The Green Ribbon award was given through the North Carolina Department of Public Instruction for their high level of completion of positive behavioral intervention support programs.

Schools must complete at least 80 percent of the program in order to be eligible for the award, but Raven’s Rights Ambassador Mollie Davis noted that the school went well beyond that benchmark.

“We’re the only middle school in the county to win the Green Ribbon Award, and here at Pilot Mountain Middle School we scored 97 percent,” she proudly told the students.

The behavioral intervention program is paying dividends in the school’s hallways and classrooms, according to Davis. “We stand up for what’s right. Pilot Mountain Middle School wouldn’t be the same school without the (PBIS) classes,” she said.

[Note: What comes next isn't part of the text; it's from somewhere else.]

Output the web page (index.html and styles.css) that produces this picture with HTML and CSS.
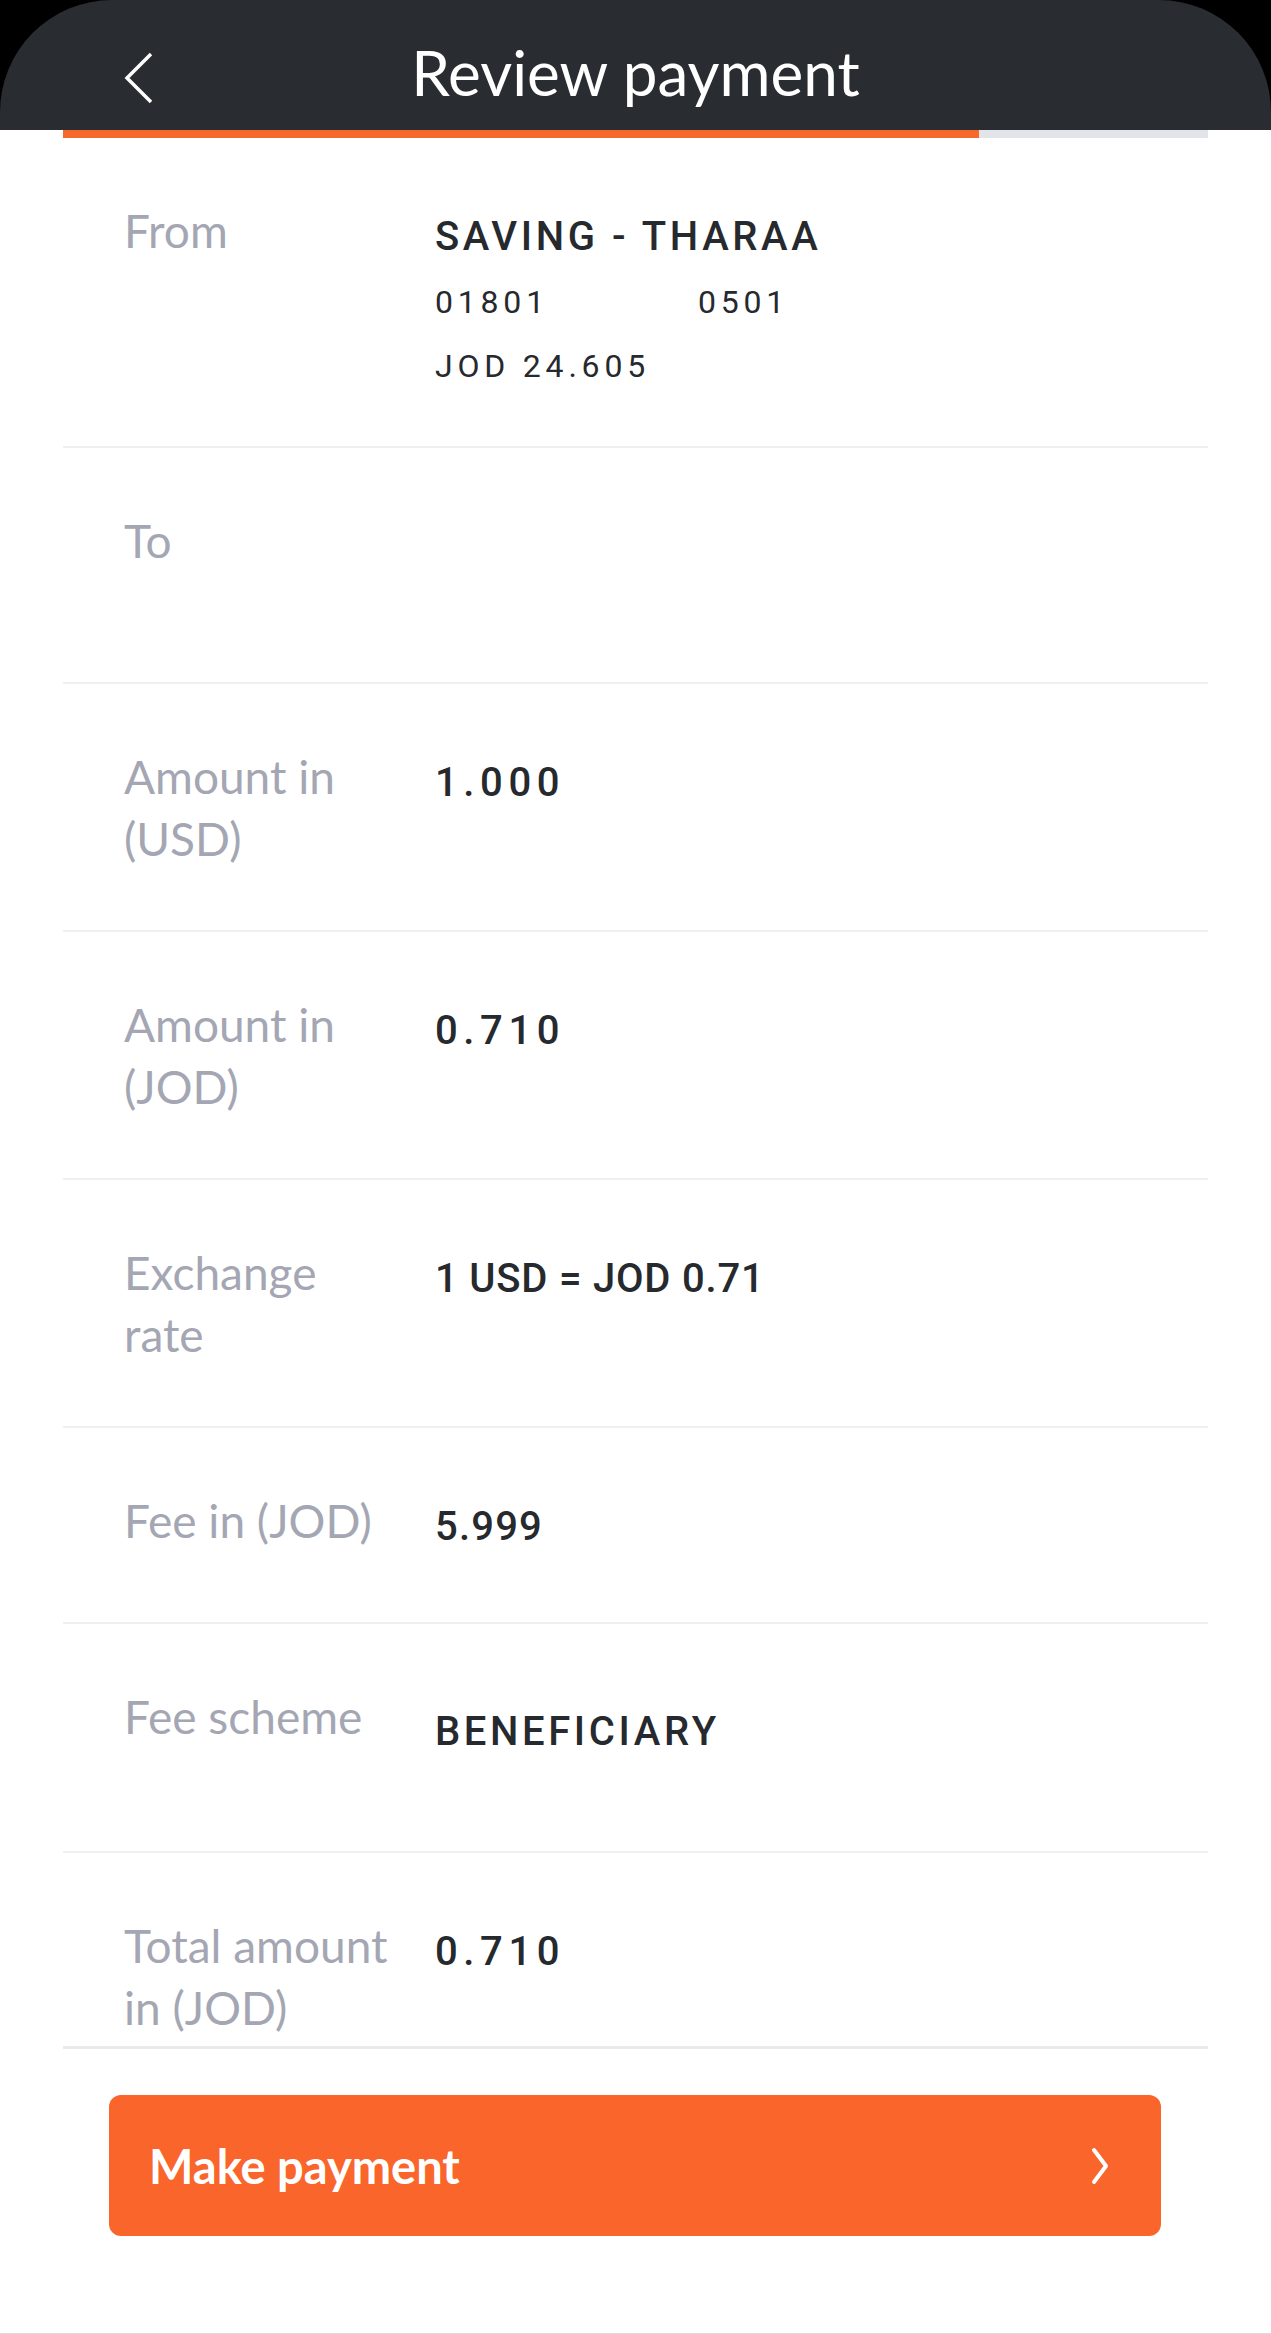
FILE: index.html
```html
<!DOCTYPE html>
<html lang="en">
<head>
  <meta charset="UTF-8">
  <title>Review payment</title>
  <meta name="viewport" content="width=device-width, initial-scale=1.0">
  <link rel="stylesheet" href="styles.css">
</head>
<body>
  <div class="screen">

    <!-- Kopfzeile -->
    <header class="topbar">
      <button class="back-button" aria-label="Back">
        <svg width="30" height="52" viewBox="0 0 30 52"><path d="M27 2 L3 26 L27 50" fill="none" stroke="#fff" stroke-width="3.5"/></svg>
      </button>
      <h1>Review payment</h1>
      <span></span>
    </header>
    <div class="progress"><div class="progress-bar" style="width: 80%"></div></div>

    <!-- Zahlungsdetails -->
    <main class="details">
      <div class="row row-from">
        <div class="label">From</div>
        <div class="value">
          <div class="caps">SAVING - THARAA</div>
          <div class="acct-line"><span class="acct-no">01801</span><span>0501</span></div>
          <div class="acct-line">JOD 24.605</div>
        </div>
      </div>
      <div class="row row-to">
        <div class="label">To</div>
        <div class="value"></div>
      </div>
      <div class="row">
        <div class="label">Amount in (USD)</div>
        <div class="value spaced">1.000</div>
      </div>
      <div class="row">
        <div class="label">Amount in (JOD)</div>
        <div class="value spaced">0.710</div>
      </div>
      <div class="row">
        <div class="label">Exchange rate</div>
        <div class="value rate">1 USD = JOD 0.71</div>
      </div>
      <div class="row row-fee">
        <div class="label">Fee in (JOD)</div>
        <div class="value fee">5.999</div>
      </div>
      <div class="row row-scheme">
        <div class="label">Fee scheme</div>
        <div class="value caps">BENEFICIARY</div>
      </div>
      <div class="row">
        <div class="label">Total amount in (JOD)</div>
        <div class="value spaced">0.710</div>
      </div>
    </main>

    <!-- Bestaetigen -->
    <footer class="actions">
      <button class="pay-button">
        <span>Make payment</span>
        <svg width="18" height="38" viewBox="0 0 18 38"><path d="M3 3 L15 19 L3 35" fill="none" stroke="#fff" stroke-width="4" stroke-linecap="round" stroke-linejoin="round"/></svg>
      </button>
    </footer>
  </div>
</body>
</html>
```

FILE: styles.css
```css
/* Grundlayout */
body {
  margin: 0;
  background: #000;
  font-family: Lato, "Open Sans", sans-serif;
}
.screen {
  height: 2334px;
  display: flex;
  flex-direction: column;
  overflow: hidden;
}

/* Kopfzeile */
.topbar {
  height: 130px;
  flex: none;
  display: grid;
  grid-template-columns: 1fr auto 1fr;
  align-items: center;
  background: #292c31;
  border-radius: 112px 112px 0 0;
}
.back-button {
  justify-self: start;
  margin: 26px 0 0 124px;
  padding: 0;
  background: none;
  border: none;
  display: flex;
  cursor: pointer;
}
.topbar h1 {
  margin: 0;
  padding-top: 14px;
  font-size: 62px;
  font-weight: 400;
  color: #fff;
}

/* Fortschritt */
.progress {
  flex: none;
  height: 8px;
  padding: 0 63px;
  background: linear-gradient(#e2e4e9, #e2e4e9) 63px 0 / 1145px 8px no-repeat, #fff;
}
.progress-bar {
  height: 8px;
  background: #f7692b;
}

/* Details */
.details {
  flex: 1;
  overflow: hidden;
  background: #fff;
  padding: 0 63px;
}
.row {
  display: flex;
  gap: 36px;
  padding: 62px 0 60px 61px;
  border-bottom: 2px solid #f0f0f2;
}
.label {
  width: 275px;
  flex: none;
  font-size: 46px;
  line-height: 62px;
  color: #a4a7b3;
}
.value {
  padding-top: 6px;
  font-family: Roboto, "Liberation Sans", sans-serif;
  font-size: 40px;
  font-weight: 500;
  line-height: 62px;
  color: #26292d;
}
.caps {
  letter-spacing: 0.09em;
}
.spaced {
  letter-spacing: 0.14em;
}
.rate {
  letter-spacing: 0.02em;
}
.fee {
  letter-spacing: 0.03em;
}
.acct-line {
  margin-top: 4px;
  font-size: 32px;
  font-weight: 400;
  line-height: 60px;
  letter-spacing: 0.15em;
}
.acct-no {
  display: inline-block;
  width: 263px;
}
.row-from {
  padding-bottom: 50px;
}
.row-to .value {
  height: 106px;
}
.row-fee {
  padding-bottom: 64px;
}
.row-scheme {
  padding-bottom: 88px;
}
.row-scheme .value {
  padding-top: 15px;
}

/* Button unten */
.actions {
  flex: none;
  background: #fff;
  padding: 0 63px;
  border-bottom: 1px solid #dcdcdf;
}
.actions::before {
  content: "";
  display: block;
  height: 3px;
  background: #eaeaec;
}
.pay-button {
  width: calc(100% - 93px);
  height: 141px;
  margin: 46px 46px 97px;
  padding: 0 52px 0 40px;
  display: flex;
  align-items: center;
  justify-content: space-between;
  background: #f9652a;
  border: none;
  border-radius: 12px;
  font-family: Lato, "Open Sans", sans-serif;
  font-size: 47px;
  font-weight: 700;
  color: #fff;
  cursor: pointer;
}
```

But the assembly wasn’t all speeches and sitting quietly. During the program students with the school’s Raven’s Rights Ambassadors presented a short skit depicting positive ways to handle negative peer pressure, telling the student body that giving into peer pressure means they are being a follower. “What do you want to be? A leader or a follower?” Asked eighth-grade ambassador Brock Jessup.

A student-organized group also thrilled the students with acrobatic cheer routines including the difficult basket toss, closing with a rousing “Go Ravens!”

Atkins closed the program by telling the students that the sky is the limit if they continue to focus on a positive path.

“As I watched this program today something became crystal clear to me,” he said. “When we adults give you, our students, the power to create there is nothing you can’t do.

“The awards and student achievement results we celebrated this morning are nothing more than symbols of the unlimited potential that you, our student body, has.”